Hatsukame Daiginjo Yuzuki (初亀 大吟醸 遊月), 26BY - also limited to 100 bottles.  Fresher on the nose and on the palate compared to BY25.  Leaner and even more one dimensional...  Later the nose became sweeter and more tropical.  Released December 2014.

Isojiman Nakatori Junmai Daiginjo 35 (磯自慢 中取り 純米大吟醸 35), 25BY - fruity and sweet nose.  Sooooo smooth on the palate...  I could drink this all day.

I know Master has tons of treasures in this seemingly little place, so once again I asked him for "something old".  The first thing he came up with was this:

Suigei Junmai Daiginjo Tobintori Nama (酔鯨 純米大吟醸 斗瓶取り 生), 14BY - this is a 12-year old koshu made in June 2003 and aged in-house, with a seimaibuai of 30%.  Nose was very savory, very much like Chinese Huadiao (花雕) wine with salty plum (話梅) soaking in it, but really smooth, light, and soft on the palate.

Not quite satisfied, I asked him for something else that was old.  He then pulled out this little gem from one of the fridges, and my eyes lit up when I saw the writing on the box...  Showa 38?!  Holy cow!  This is from 1963!!!

Manrei Daiginjo Daikoshu (万齢 大吟醸大古酒) - Master poured a a little bit from the 300ml bottle and told us it was his treat to us.  Nose was really savory, like salty plum.  Really soft and mild on the palate, with a pretty short finish.  But the incredible fragrance of the sake stayed in my mouth forever.  Wow!  So grateful Master shared this with us! With a seimaibuai of 50%.

Isojiman Junmai Daiginjo Nakatori 35 Adagio (磯自慢 純米大吟醸 中取り 35 アダージョ), 2014 - this is a 3-year koshu.  Sweet on the nose, a little floral.  Really smooth and mild, but actually simpler on the palate compared to the regular Nakatori 35.

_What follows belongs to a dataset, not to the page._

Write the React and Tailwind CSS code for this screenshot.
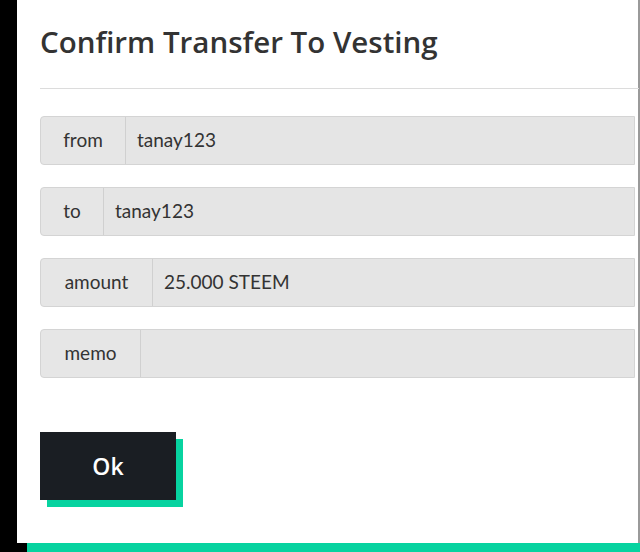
export default function App() {
  const rows = [
    { label: "from", value: "tanay123", w: "w-[85px]" },
    { label: "to", value: "tanay123", w: "w-[63px]" },
    { label: "amount", value: "25.000 STEEM", w: "w-[112px]" },
    { label: "memo", value: "", w: "w-[100px]" },
  ];
  return (
    <div className="w-[640px] h-[552px] bg-black flex flex-col overflow-hidden" style={{ fontFamily: "Lato, 'Open Sans', sans-serif" }}>
      <div className="ml-[17px] h-[543px] bg-white border-r-2 border-[#9a9a9a] pl-[23px] flex flex-col">
        <h1 className="mt-[21px] text-[29.5px] font-semibold text-[#333] leading-[42px]" style={{ fontFamily: "'Open Sans', sans-serif" }}>
          Confirm Transfer To Vesting
        </h1>
        <div className="mt-[25px] h-px bg-[#dcdcdc] -mr-px" />
        <div className="mt-[27px] flex flex-col gap-[22px] pr-[3px]">
          {rows.map((r) => (
            <div key={r.label} className="flex h-[49px] border border-[#d4d4d4] rounded-l-[4px] bg-[#e6e6e6] text-[19px] text-[#333]">
              <div className={`${r.w} flex items-center justify-center border-r border-[#d0d0d0] shrink-0`}>
                {r.label}
              </div>
              <div className="flex-1 flex items-center pl-[11px] bg-[#e5e5e5]">{r.value}</div>
            </div>
          ))}
        </div>
        <div className="mt-[54px] relative w-[136px] h-[68px]">
          <div className="absolute left-[7px] top-[7px] w-[136px] h-[68px] bg-[#07d3a0]" />
          <button className="relative w-[136px] h-[68px] bg-[#1a1e23] text-white text-[23px] font-semibold" style={{ fontFamily: "'Open Sans', sans-serif" }}>
            Ok
          </button>
        </div>
      </div>
      <div className="flex h-[9px]">
        <div className="w-[27px] bg-black" />
        <div className="flex-1 bg-[#07d3a0]" />
      </div>
    </div>
  );
}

Next we tried to continue the tradition of doing verticals, and Master brought out a trio of Isojiman Junmai Daiginjo 40% Tojo Akitsu Tsuneda (磯自慢 純米大吟醸40 東条秋津常田).  This comes from a particular plot of land for rice, and therefore expresses the terrior the same way it would for wine.  Even though one of the vintages already has a bottle open (25BY I believe), Master insisted on opening a fresh bottle so that we can taste all three vintages the same way - fresh.

Isojiman Junmai Daiginjo 40% Tojo Akitsu Tsuneda (磯自慢 純米大吟醸40 東条秋津常田), 26BY - very smooth, a little fruity, a little dry on the finish.

Isojiman Junmai Daiginjo 40% Tojo Akitsu Tsuneda (磯自慢 純米大吟醸40 東条秋津常田), 25BY - softer and a little drier on the palate

Isojiman Junmai Daiginjo 40% Tojo Akitsu Tsuneda (磯自慢 純米大吟醸40 東条秋津常田), 24BY - softest of the three.  Delicious.

Bijofu Yuzu Liqueur (美丈夫ゆずリキュール) - I can't come to Tamanegiya without drinking this at the end.  Five years ago Master introduced me to this wonderful yuzu liqueur, and I immediately bought a whole case and shipped it back to Hong Kong.  Drinking this on ice is sooooo refreshing... and just what I needed at the end of a long night of drinking.

As we thanked Master on the way out, past his appointed closing time - and very thankful that the wife isn't around to kick us out earlier - I mentioned to Fergie that Master has a sake specially made for him, with Master himself on the label.  This is made by Bijofu (美丈夫) and the label is drawn by one of Master's customers.  Seeing that we've been pretty good customers, Master reached into his fridge and pulled out a couple of bottles and gave them to us as gifts.   Wow!  Definitely something very special!

Another drunken evening spent here, but this time, thanks to a decision to share each pour of sake (90ml!) between Fergie and I, in the end I wasn't as drunk as I was last year...

1 comment:

butcher said...

Thanks for your sharing, I've bought bijofu yuzu liqueur in my last tokyo trip, it's really really good!